Duplicate and conflicting instructions
Email threads fork. A board member replies to the contractor directly. The property manager sends separate instructions. The architect weighs in on a different thread. Now the contractor has three sets of directions from three people who each believe they are the primary point of contact.
The result is rework. Tile gets installed in the wrong pattern. Paint colors do not match the approved samples. Fixtures arrive that no one authorized. A national study by the Construction Industry Institute found that rework accounts for 5-9% of total project costs across the construction industry. For building board projects managed by email, that figure is almost certainly higher because there is no single authoritative instruction set.
Vendor disputes with no paper trail
When a renovation goes sideways, the first thing a board's attorney asks for is the paper trail. With email management, that trail is scattered across five to ten personal inboxes, some of which belong to board members who have since moved out of the building.
Reconstructing a decision timeline from email fragments is billable legal work. At $350 to $500 per hour for construction or real estate attorneys, boards regularly spend $5,000 to $15,000 just assembling the record they should have maintained from the start. And even then, the record has gaps that weaken the board's negotiating position.
Delayed responses and project timeline slippage
Contractors bill for delays. When a time-sensitive approval sits in a board member's inbox for six days because they were traveling and the email got buried, the contractor's crew may be sitting idle — or worse, moved to another job. Remobilization fees of $2,000 to $5,000 are standard in the industry, and boards bear those costs when their approval process is an email thread that no one is actively monitoring.
A 2022 analysis by Procore found that owner-caused delays added an average of 21% to project timelines. For building boards, "owner-caused delay" almost always means "the board took too long to respond to something in email."
The compounding problem: turnover
Board members rotate. In most condos and co-ops, annual elections mean that the people managing a renovation in month twelve may not be the same people who approved the scope in month one.
When the project record lives in personal email accounts, institutional knowledge walks out the door with every departing board member. The new treasurer has no access to the cost discussions the previous treasurer had with the contractor. The incoming secretary cannot find the architectural drawings that were emailed to their predecessor eight months ago.

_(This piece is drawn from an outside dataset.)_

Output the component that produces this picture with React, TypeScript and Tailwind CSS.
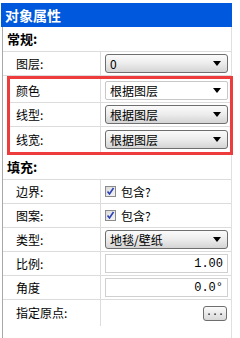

This is not a hypothetical risk. It is the default state of affairs for most building boards. And it means that every long-running project — which is to say, every significant renovation — operates with an incomplete and degrading record.
What a proper renovation record looks like
The alternative to email-based project management is not necessarily expensive software or hiring additional staff. It is structure. A renovation record that would survive an audit or a dispute has five components:
A single decision log
Every approval, rejection, and deferral should be recorded in one place with the date, the participants, and the specific item being decided. "Board approved Change Order #3 for $12,400 on March 15 by a vote of 4-1" is a record. "Sounds good to me — sent from my iPhone" buried in a 93-message thread is not.

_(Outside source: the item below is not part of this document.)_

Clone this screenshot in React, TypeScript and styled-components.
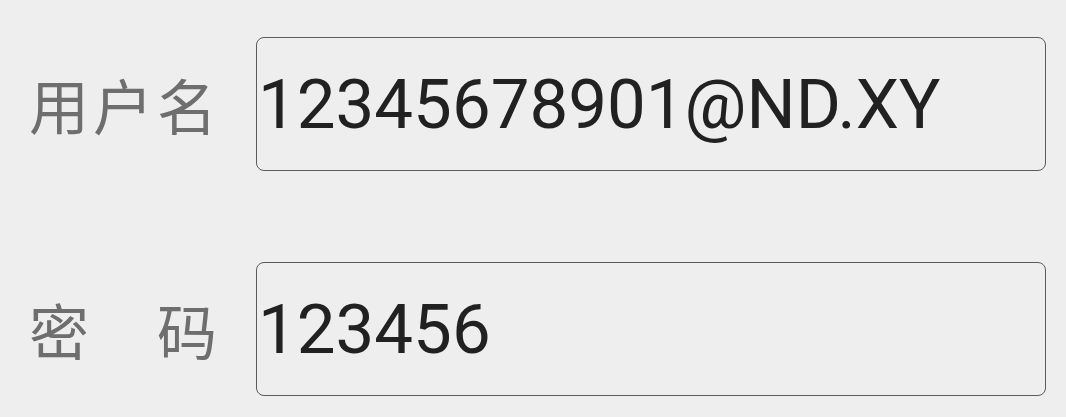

Version-controlled documents
Drawings, specifications, contracts, and amendments should be stored with clear version history. When the architect revises the plans, the previous version should remain accessible and the revision should be explicitly noted. Email attachments provide none of this — a drawing emailed on Tuesday and revised on Friday exist as two separate files in two separate messages with no connection between them.
A communication timeline
Who said what to whom, and when. This does not mean archiving every email — it means maintaining a timeline of substantive communications with the contractor, architect, property manager, and board. When a dispute arises over whether the contractor was notified about a specification change, the board needs to produce the notification, not search six inboxes hoping someone kept it.
Financial tracking tied to approvals
Every payment should trace back to an approved scope of work or change order. When the contractor submits Invoice #7 for $34,000, the board should be able to verify in thirty seconds that Invoice #7 corresponds to approved work, not scramble through email to figure out what was authorized.

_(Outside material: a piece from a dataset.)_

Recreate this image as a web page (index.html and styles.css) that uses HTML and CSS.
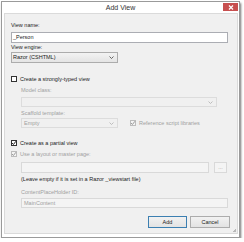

Accessible to the full board
The entire record should be accessible to every sitting board member, regardless of when they joined. A board member elected mid-project should be able to review the complete history of decisions, costs, and communications within an hour, not spend weeks requesting forwarded emails from colleagues.
The real math
Consider a modest renovation — a $300,000 hallway upgrade in a 60-unit condo. Here is a conservative estimate of the hidden costs when that project is managed by email:
- Unauthorized change orders discovered after completion: $15,000 to $30,000
- Rework from conflicting instructions: $9,000 to $18,000
- Contractor delay claims from slow email approvals: $4,000 to $8,000
- Legal costs to reconstruct the paper trail during a dispute: $5,000 to $12,000
- Board member time spent searching inboxes (conservatively 80 hours across all members at the opportunity cost of volunteer time): not quantified, but real
The low end of that range is $33,000 — 11% of the project budget. The high end is $68,000, or nearly 23%. These are costs that do not appear in any line item. They are absorbed by the building, passed to residents through increased common charges or special assessments, and rarely attributed to their actual cause: the absence of a structured project record.
Moving beyond the inbox
The shift away from email-based renovation management does not require a board to adopt complex construction management software designed for general contractors. It requires a system that does what email cannot: maintain a single, structured, accessible record of decisions, documents, and communications across the life of a project.
BoardRecord was built specifically for this problem — giving building boards a centralized project record that captures approvals, tracks documents, and maintains the communication history that email scatters across personal inboxes. When every decision is logged and every document is versioned, the $33,000 to $68,000 in hidden costs on a $300,000 project becomes avoidable rather than inevitable.
The next time your board kicks off a capital project, ask a simple question: if we had to produce a complete record of every decision, approval, and communication on this project in thirty days, could we? If the answer involves searching personal email accounts, the most expensive tool in your renovation is not the contractor. It is your inbox.